Par Mustapha Sehimi
Mekki Zouaoui, acteur culturel de terrain, fortement impliqué à travers ses engagements dans des associations artistiques, a évoqué les phases qu'il a traversées depuis des décennies dans l'appréhension du patrimoine musical : son vécu, oui sans doute, mais surtout son "ressenti".
Ahmed Aydoun, docteur en économie de la culture et musicologue de renom, a traité spécifiquement des dimensions musicales et culturelles. Des innovations ont été introduites par de nouveaux genres musicaux ; des emprunts sont ainsi faits à la tradition et à sa substance ; des formes différentes de musicalité émergent et s'accentuent.
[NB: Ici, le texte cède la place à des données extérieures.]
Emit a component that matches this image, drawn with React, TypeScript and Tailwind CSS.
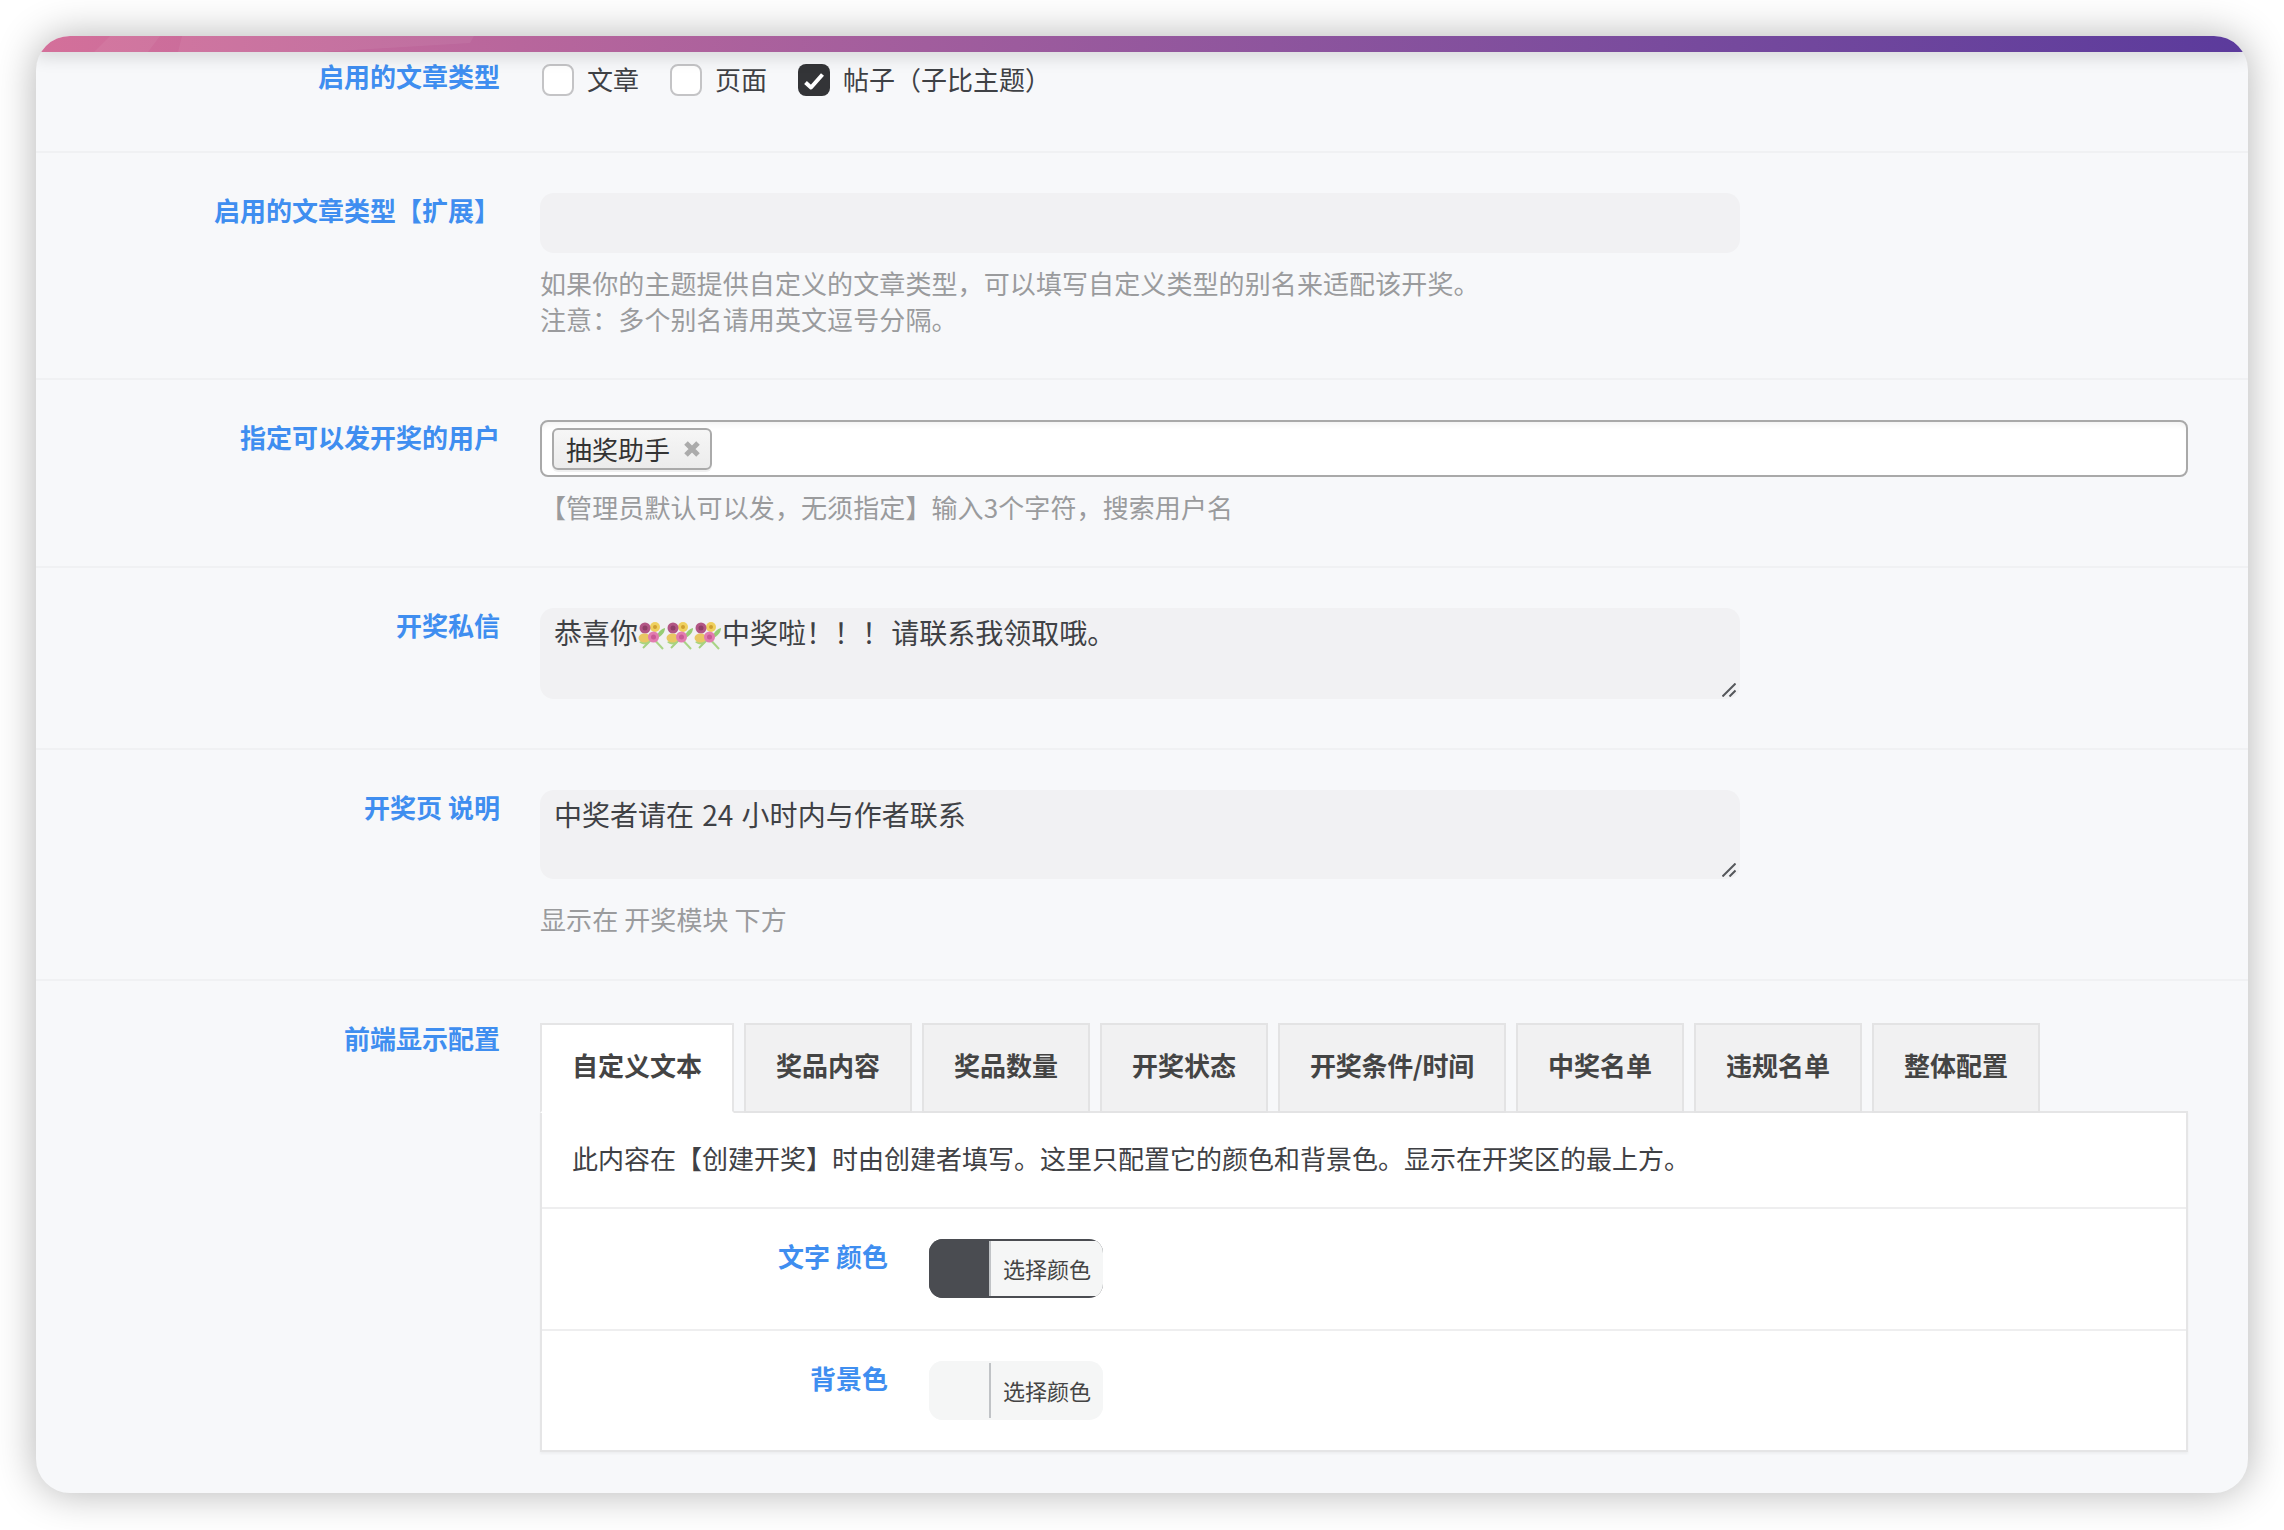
const sans = "font-['Noto_Sans_CJK_SC','Noto_Sans',sans-serif]";

const tabs = ["自定义文本", "奖品内容", "奖品数量", "开奖状态", "开奖条件/时间", "中奖名单", "违规名单", "整体配置"];

function Bouquet() {
  return (
    <svg viewBox="0 0 28 30" className="inline-block w-[28px] h-[30px] align-[-7px]">
      <path d="M13 15 L25 28" stroke="#a9d486" strokeWidth="2" />
      <path d="M15 17 L5 27" stroke="#a5d080" strokeWidth="2" />
      <path d="M19 17 C24 15 27 11 27 7 C23 8 19 12 18 17 Z" fill="#96cc74" />
      <path d="M10 23 C6 24 3 23 1 21 C5 19 8 19 11 20 Z" fill="#a9d47f" />
      <circle cx="17" cy="6" r="5" fill="#efd05e" />
      <circle cx="17" cy="6" r="2" fill="#cfa030" />
      <circle cx="7" cy="7" r="5.5" fill="#b25685" />
      <circle cx="7" cy="7" r="2.5" fill="#8f3f68" />
      <ellipse cx="6.5" cy="17" rx="6" ry="4.5" fill="#e9c763" />
      <circle cx="15.5" cy="16" r="5.5" fill="#e27cb0" />
      <circle cx="15.5" cy="16" r="2.5" fill="#c95a95" />
    </svg>
  );
}

function ResizeHandle() {
  return (
    <svg viewBox="0 0 14 14" className="absolute right-[4px] bottom-[2px] w-[14px] h-[14px]">
      <path d="M0.5 13.5 L13.5 0.5 M7.5 13.5 L13.5 7.5" stroke="#55575b" strokeWidth="2" />
    </svg>
  );
}

function Checkbox({ label, checked }: { label: string; checked?: boolean }) {
  return (
    <label className="flex items-center gap-[13px] mr-[31px]">
      {checked ? (
        <span className="w-[32px] h-[32px] rounded-[8px] bg-[#333437] flex">
          <svg viewBox="0 0 32 32" className="w-[32px] h-[32px]">
            <path d="M7.5 18.5 L13 23.5 L24.5 10.5" fill="none" stroke="#fff" strokeWidth="4" strokeLinejoin="round" />
          </svg>
        </span>
      ) : (
        <span className="w-[32px] h-[32px] rounded-[8px] bg-white border-2 border-[#c4c4c6]" />
      )}
      <span className="text-[26px] leading-[36px] text-[#3f4145] -mt-[2px]">{label}</span>
    </label>
  );
}

function ColorButton({ color, line }: { color: string; line: string }) {
  return (
    <div className={`flex w-[174px] h-[59px] rounded-[14px] overflow-hidden ${line}`}>
      <div className={`w-[60px] ${color}`} />
      <div className="flex-1 bg-[#f5f6f6] my-[2px] border-l-2 border-[#c0c3c6] rounded-r-[6px] flex items-center justify-center text-[22px] text-[#444]">
        选择颜色
      </div>
    </div>
  );
}

function Row({
  label,
  children,
  className,
  labelClass = "-mt-[1px]",
}: {
  label: string;
  children: React.ReactNode;
  className: string;
  labelClass?: string;
}) {
  return (
    <div className={`flex border-b-2 border-[#f0f1f3] last:border-b-0 ${className}`}>
      <div className={`w-[464px] shrink-0 text-right text-[26px] leading-[36px] font-semibold text-[#3f8ef0] ${labelClass}`}>
        {label}
      </div>
      <div className="flex-1 min-w-0 ml-[40px] mr-[60px]">{children}</div>
    </div>
  );
}

function Hint({ children, className = "mt-[12px]" }: { children: React.ReactNode; className?: string }) {
  return <div className={`text-[26px] leading-[36px] tracking-[0.1px] text-[#9a9b9d] ${className}`}>{children}</div>;
}

export default function App() {
  return (
    <div className={`w-[2284px] h-[1530px] bg-white p-[36px] ${sans}`}>
      <div className="h-[1457px] rounded-[34px] overflow-hidden bg-[#f7f8fa] shadow-[0_0_40px_rgba(0,0,0,0.3)]">
        <div className="relative z-10 h-[16px] bg-gradient-to-r from-[#d4709a] to-[#5b3a9c] shadow-[0_4px_18px_rgba(0,0,0,0.16)]">
          {/* faint swooshes in the bar's left end */}
          <svg viewBox="0 0 500 16" className="absolute left-0 top-0 w-[500px] h-[16px]">
            <path d="M74 0 L124 0 L112 16 L58 16 Z" fill="#fff" fillOpacity="0.06" />
            <path d="M146 0 L438 0 L434 7 L284 16 L142 16 Z" fill="#fff" fillOpacity="0.06" />
          </svg>
        </div>

        <Row label="启用的文章类型" className="h-[101px] pt-[7px]">
          <div className="flex mt-[4px] ml-[2px]">
            <Checkbox label="文章" />
            <Checkbox label="页面" />
            <Checkbox label="帖子（子比主题）" checked />
          </div>
        </Row>

        <Row label="启用的文章类型【扩展】" className="pt-[40px] pb-[41px]">
          <div className="w-[1200px] h-[60px] rounded-[14px] bg-[#f1f1f3]" />
          <Hint>
            如果你的主题提供自定义的文章类型，可以填写自定义类型的别名来适配该开奖。
            <br />
            注意：多个别名请用英文逗号分隔。
          </Hint>
        </Row>

        <Row label="指定可以发开奖的用户" className="pt-[40px] pb-[41px]">
          <div className="h-[57px] rounded-[8px] border-2 border-[#a9a9a9] bg-white pl-[10px] flex items-center shadow-[inset_0_6px_6px_-4px_rgba(0,0,0,0.06)]">
            <div className="h-[42px] w-[160px] rounded-[6px] border-2 border-[#aaaaaa] bg-gradient-to-b from-[#f6f6f6] to-[#ececec] flex items-center pl-[12px] pb-[1px] text-[26px] text-[#333] shadow-[0_2px_0_rgba(0,0,0,0.06)]">
              抽奖助手
              <svg viewBox="0 0 18 18" className="w-[18px] h-[18px] ml-[13px] mt-[1px]">
                <path d="M3 3 L15 15 M15 3 L3 15" stroke="#ababab" strokeWidth="5" />
              </svg>
            </div>
          </div>
          <Hint>【管理员默认可以发，无须指定】输入3个字符，搜索用户名</Hint>
        </Row>

        <Row label="开奖私信" className="pt-[40px] pb-[49px]">
          <div className="relative w-[1200px] h-[91px] rounded-[14px] bg-[#f1f1f3] pl-[14px] pt-[6px] text-[28px] leading-[36px] text-[#3f4145]">
            恭喜你
            <Bouquet />
            <Bouquet />
            <Bouquet />
            中奖啦！！！<span className="-ml-[5px]"> 请联系我领取哦。</span>
            <ResizeHandle />
          </div>
        </Row>

        <Row label="开奖页 说明" className="pt-[40px] pb-[42px]">
          <div className="relative w-[1200px] h-[89px] rounded-[14px] bg-[#f1f1f3] pl-[14px] pt-[6px] text-[28px] leading-[36px] [word-spacing:2px] text-[#3f4145]">
            中奖者请在 24 小时内与作者联系
            <ResizeHandle />
          </div>
          <Hint className="mt-[22px]">显示在 开奖模块 下方</Hint>
        </Row>

        <Row label="前端显示配置" className="pt-[42px]" labelClass="-mt-[3px]">
          <div className="flex relative z-10 -mb-[2px]">
            {tabs.map((tab, i) => (
              <div
                key={tab}
                className={`h-[90px] px-[30px] mr-[10px] border-2 flex items-center justify-center text-[26px] font-semibold text-[#444] pb-[7px] ${
                  i === 0
                    ? "bg-white border-[#e5e5e6] border-b-white"
                    : "bg-[#f1f1f2] border-[#e3e3e4]"
                } ${i === 4 ? "tracking-[-0.3px]" : ""}`}
              >
                {tab}
              </div>
            ))}
          </div>
          <div className="h-[341px] bg-white border-2 border-[#e5e5e6] shadow-[0_2px_2px_rgba(0,0,0,0.04)]">
            <div className="h-[96px] border-b-2 border-[#eeeeef] pl-[30px] pb-[5px] flex items-center text-[26px] text-[#3f4145]">
              此内容在【创建开奖】时由创建者填写。这里只配置它的颜色和背景色。显示在开奖区的最上方。
            </div>
            <div className="h-[122px] border-b-2 border-[#eeeeef] flex">
              <div className="w-[346px] pt-[29px] text-right text-[26px] leading-[36px] font-semibold text-[#3f8ef0]">
                文字 颜色
              </div>
              <div className="ml-[41px] pt-[30px]">
                <ColorButton color="bg-[#4a4c51]" line="bg-[#4a4c51]" />
              </div>
            </div>
            <div className="flex">
              <div className="w-[346px] pt-[29px] text-right text-[26px] leading-[36px] font-semibold text-[#3f8ef0]">
                背景色
              </div>
              <div className="ml-[41px] pt-[30px]">
                <ColorButton color="bg-[#f5f6f6]" line="bg-[#f5f6f6]" />
              </div>
            </div>
          </div>
        </Row>
      </div>
    </div>
  );
}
Elles sont plus instrumentales que vocales avec le phénomène Nass El Ghiwane. C'est là une école qui va marquer toute une génération : une tonalité ? Plus encore, un exutoire artistique face à telle ou telle forme de nihilisme répandu ailleurs...
Singularité et pluralité
Ce mouvement culturel a-t-il été un renouveau ? Pour le professeur Benmlih, historien, les décennies 60 et 70 ont été marquées par des mutations dans la sphère politique mais aussi et surtout culturelle. Des dynamiques étaient en marche dans ce domaine.
Ebouriffées peut-être, brouillonnes, elles n'étaient pas moins induites par une aspiration au changement, 1'appel du grand air après un certain huis clos - une respiration démocratique de liberté par et à travers la musique. Patrimoine musical, dit-on ?
Oui, les expressions musicales au Maroc dépassent la centaine, selon M. Aydoun qui a conduit des recherches. Il y a là une singularité mais en même temps une pluralité musicale.
Une chance mais peut-être aussi un handicap, un poids lourd à porter pouvant "décourager une action de véritable promotion et de valorisation du patrimoine musical". Que faire alors ? Préserver 1'immense répertoire de la tradition musicale - une exigence.
A laquelle se superpose une seconde : promouvoir la créativité. Ce qui implique d'œuvrer pour la naissance et le développement de nouvelles idées musicales en concordance avec le grand potentiel des jeunes. Un art moderne est à mettre en relief et à valoriser avec cependant une base de "ressourcement interne".
Si tel n'était pas le cas, alors la "modernité ne serait qu'un pur mimétisme". Il faut dans cette même ligne, veiller à préserver le répertoire ancien en se gardant de "son évolution vers seulement le divertissement et l'amusement des publics". Un risque qui n'est pas virtuel : tant s'en faut.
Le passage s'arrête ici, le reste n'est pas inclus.